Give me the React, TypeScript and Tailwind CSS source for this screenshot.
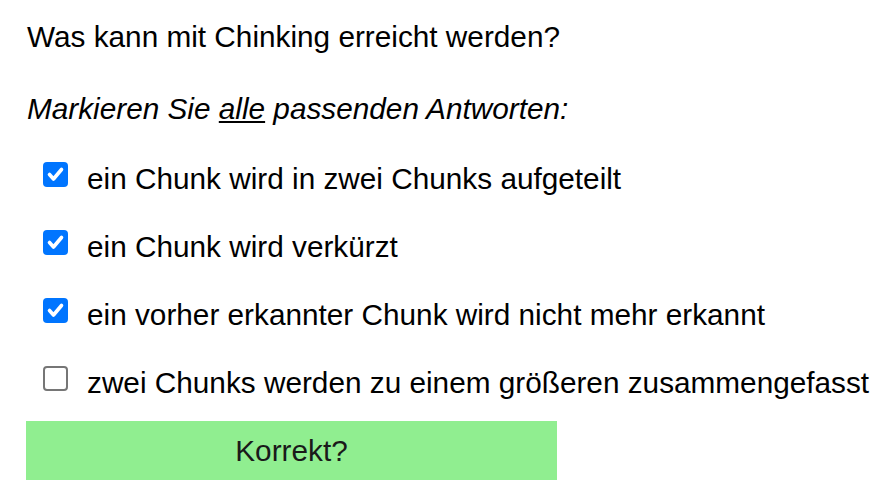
import React from 'react';

const options = [
  { text: 'ein Chunk wird in zwei Chunks aufgeteilt', checked: true },
  { text: 'ein Chunk wird verkürzt', checked: true },
  { text: 'ein vorher erkannter Chunk wird nicht mehr erkannt', checked: true },
  { text: 'zwei Chunks werden zu einem größeren zusammengefasst', checked: false },
];

function Box({ checked }: { checked: boolean }) {
  if (checked) {
    return (
      <span className="w-[25px] h-[25px] rounded-[4px] bg-[#0075ff] flex items-center justify-center shrink-0">
        <svg width="25" height="25" viewBox="0 0 25 25">
          <polyline points="6.5,12.5 10.5,17 18.5,7.5" fill="none" stroke="white" strokeWidth="3.6" strokeLinecap="round" strokeLinejoin="round" />
        </svg>
      </span>
    );
  }
  return <span className="w-[25px] h-[25px] rounded-[4px] border-2 border-[#767676] bg-white shrink-0" />;
}

export default function App() {
  return (
    <div className="min-h-screen bg-white pl-[26px] pt-[20px] font-['Liberation_Sans',Arial,sans-serif] text-[29.75px] leading-[34px] text-black">
      <p className="h-[34px] ml-px">Was kann mit Chinking erreicht werden?</p>
      <p className="h-[34px] mt-[38px] ml-px italic">
        Markieren Sie <span className="underline">alle</span> passenden Antworten:
      </p>
      <div className="mt-[36px] flex flex-col gap-[34px]">
        {options.map((o) => (
          <label key={o.text} className="flex items-start h-[34px] pl-[17px] gap-[19px] whitespace-nowrap">
            <Box checked={o.checked} />
            <span>{o.text}</span>
          </label>
        ))}
      </div>
      <button className="mt-[21px] w-[531px] h-[59px] bg-[#90ee90] text-[#1a1a1a] flex items-center justify-center">
        Korrekt?
      </button>
    </div>
  );
}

• [The exercise]
Quote the material word for word, dropping any images it holds.

• [Complete output]
Give me the React, TypeScript and Tailwind CSS source for this screenshot.
import React from 'react';

const options = [
  { text: 'ein Chunk wird in zwei Chunks aufgeteilt', checked: true },
  { text: 'ein Chunk wird verkürzt', checked: true },
  { text: 'ein vorher erkannter Chunk wird nicht mehr erkannt', checked: true },
  { text: 'zwei Chunks werden zu einem größeren zusammengefasst', checked: false },
];

function Box({ checked }: { checked: boolean }) {
  if (checked) {
    return (
      <span className="w-[25px] h-[25px] rounded-[4px] bg-[#0075ff] flex items-center justify-center shrink-0">
        <svg width="25" height="25" viewBox="0 0 25 25">
          <polyline points="6.5,12.5 10.5,17 18.5,7.5" fill="none" stroke="white" strokeWidth="3.6" strokeLinecap="round" strokeLinejoin="round" />
        </svg>
      </span>
    );
  }
  return <span className="w-[25px] h-[25px] rounded-[4px] border-2 border-[#767676] bg-white shrink-0" />;
}

export default function App() {
  return (
    <div className="min-h-screen bg-white pl-[26px] pt-[20px] font-['Liberation_Sans',Arial,sans-serif] text-[29.75px] leading-[34px] text-black">
      <p className="h-[34px] ml-px">Was kann mit Chinking erreicht werden?</p>
      <p className="h-[34px] mt-[38px] ml-px italic">
        Markieren Sie <span className="underline">alle</span> passenden Antworten:
      </p>
      <div className="mt-[36px] flex flex-col gap-[34px]">
        {options.map((o) => (
          <label key={o.text} className="flex items-start h-[34px] pl-[17px] gap-[19px] whitespace-nowrap">
            <Box checked={o.checked} />
            <span>{o.text}</span>
          </label>
        ))}
      </div>
      <button className="mt-[21px] w-[531px] h-[59px] bg-[#90ee90] text-[#1a1a1a] flex items-center justify-center">
        Korrekt?
      </button>
    </div>
  );
}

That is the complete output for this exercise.